- **BRIEF**: Every line must be returned precisely as it is written.

== GIVEN DATA ==

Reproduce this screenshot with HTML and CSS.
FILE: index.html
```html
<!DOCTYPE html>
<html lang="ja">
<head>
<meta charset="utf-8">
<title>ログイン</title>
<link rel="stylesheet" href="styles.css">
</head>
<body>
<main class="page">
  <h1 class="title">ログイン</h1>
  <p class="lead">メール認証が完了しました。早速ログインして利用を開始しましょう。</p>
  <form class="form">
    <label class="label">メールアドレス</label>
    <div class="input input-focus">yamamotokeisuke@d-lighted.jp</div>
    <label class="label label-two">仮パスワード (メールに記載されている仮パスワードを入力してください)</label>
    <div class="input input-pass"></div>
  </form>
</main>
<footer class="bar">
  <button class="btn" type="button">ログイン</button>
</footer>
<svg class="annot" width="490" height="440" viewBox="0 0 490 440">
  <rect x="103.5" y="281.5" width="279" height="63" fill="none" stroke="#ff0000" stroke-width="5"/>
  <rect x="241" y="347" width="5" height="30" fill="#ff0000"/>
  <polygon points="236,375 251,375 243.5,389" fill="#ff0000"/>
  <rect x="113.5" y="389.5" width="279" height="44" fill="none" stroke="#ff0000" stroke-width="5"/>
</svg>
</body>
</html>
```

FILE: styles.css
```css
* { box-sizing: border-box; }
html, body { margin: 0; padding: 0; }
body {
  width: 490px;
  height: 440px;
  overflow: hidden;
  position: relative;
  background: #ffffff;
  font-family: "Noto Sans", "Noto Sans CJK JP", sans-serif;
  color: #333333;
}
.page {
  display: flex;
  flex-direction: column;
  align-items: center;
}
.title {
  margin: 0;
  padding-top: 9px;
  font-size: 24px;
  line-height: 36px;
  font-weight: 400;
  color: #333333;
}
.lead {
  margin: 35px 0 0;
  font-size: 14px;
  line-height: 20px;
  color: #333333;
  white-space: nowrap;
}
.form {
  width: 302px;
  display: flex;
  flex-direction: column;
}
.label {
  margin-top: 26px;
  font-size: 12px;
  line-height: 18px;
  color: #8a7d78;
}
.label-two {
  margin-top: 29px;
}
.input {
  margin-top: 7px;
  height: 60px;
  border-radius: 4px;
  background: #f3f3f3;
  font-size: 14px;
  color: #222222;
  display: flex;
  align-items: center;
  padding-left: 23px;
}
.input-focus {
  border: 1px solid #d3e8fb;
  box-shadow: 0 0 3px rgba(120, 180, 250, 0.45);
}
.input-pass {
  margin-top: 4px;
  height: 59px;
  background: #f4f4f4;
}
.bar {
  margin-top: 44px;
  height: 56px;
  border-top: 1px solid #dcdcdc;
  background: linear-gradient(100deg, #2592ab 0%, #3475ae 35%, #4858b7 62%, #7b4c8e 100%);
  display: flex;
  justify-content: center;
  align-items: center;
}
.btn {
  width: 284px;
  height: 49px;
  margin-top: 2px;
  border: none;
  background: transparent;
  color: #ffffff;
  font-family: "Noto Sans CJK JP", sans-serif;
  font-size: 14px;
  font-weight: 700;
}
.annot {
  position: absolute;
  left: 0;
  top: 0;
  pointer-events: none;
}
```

===

- **ANSWER IN FULL**:
Reproduce this screenshot with HTML and CSS.
FILE: index.html
```html
<!DOCTYPE html>
<html lang="ja">
<head>
<meta charset="utf-8">
<title>ログイン</title>
<link rel="stylesheet" href="styles.css">
</head>
<body>
<main class="page">
  <h1 class="title">ログイン</h1>
  <p class="lead">メール認証が完了しました。早速ログインして利用を開始しましょう。</p>
  <form class="form">
    <label class="label">メールアドレス</label>
    <div class="input input-focus">yamamotokeisuke@d-lighted.jp</div>
    <label class="label label-two">仮パスワード (メールに記載されている仮パスワードを入力してください)</label>
    <div class="input input-pass"></div>
  </form>
</main>
<footer class="bar">
  <button class="btn" type="button">ログイン</button>
</footer>
<svg class="annot" width="490" height="440" viewBox="0 0 490 440">
  <rect x="103.5" y="281.5" width="279" height="63" fill="none" stroke="#ff0000" stroke-width="5"/>
  <rect x="241" y="347" width="5" height="30" fill="#ff0000"/>
  <polygon points="236,375 251,375 243.5,389" fill="#ff0000"/>
  <rect x="113.5" y="389.5" width="279" height="44" fill="none" stroke="#ff0000" stroke-width="5"/>
</svg>
</body>
</html>
```

FILE: styles.css
```css
* { box-sizing: border-box; }
html, body { margin: 0; padding: 0; }
body {
  width: 490px;
  height: 440px;
  overflow: hidden;
  position: relative;
  background: #ffffff;
  font-family: "Noto Sans", "Noto Sans CJK JP", sans-serif;
  color: #333333;
}
.page {
  display: flex;
  flex-direction: column;
  align-items: center;
}
.title {
  margin: 0;
  padding-top: 9px;
  font-size: 24px;
  line-height: 36px;
  font-weight: 400;
  color: #333333;
}
.lead {
  margin: 35px 0 0;
  font-size: 14px;
  line-height: 20px;
  color: #333333;
  white-space: nowrap;
}
.form {
  width: 302px;
  display: flex;
  flex-direction: column;
}
.label {
  margin-top: 26px;
  font-size: 12px;
  line-height: 18px;
  color: #8a7d78;
}
.label-two {
  margin-top: 29px;
}
.input {
  margin-top: 7px;
  height: 60px;
  border-radius: 4px;
  background: #f3f3f3;
  font-size: 14px;
  color: #222222;
  display: flex;
  align-items: center;
  padding-left: 23px;
}
.input-focus {
  border: 1px solid #d3e8fb;
  box-shadow: 0 0 3px rgba(120, 180, 250, 0.45);
}
.input-pass {
  margin-top: 4px;
  height: 59px;
  background: #f4f4f4;
}
.bar {
  margin-top: 44px;
  height: 56px;
  border-top: 1px solid #dcdcdc;
  background: linear-gradient(100deg, #2592ab 0%, #3475ae 35%, #4858b7 62%, #7b4c8e 100%);
  display: flex;
  justify-content: center;
  align-items: center;
}
.btn {
  width: 284px;
  height: 49px;
  margin-top: 2px;
  border: none;
  background: transparent;
  color: #ffffff;
  font-family: "Noto Sans CJK JP", sans-serif;
  font-size: 14px;
  font-weight: 700;
}
.annot {
  position: absolute;
  left: 0;
  top: 0;
  pointer-events: none;
}
```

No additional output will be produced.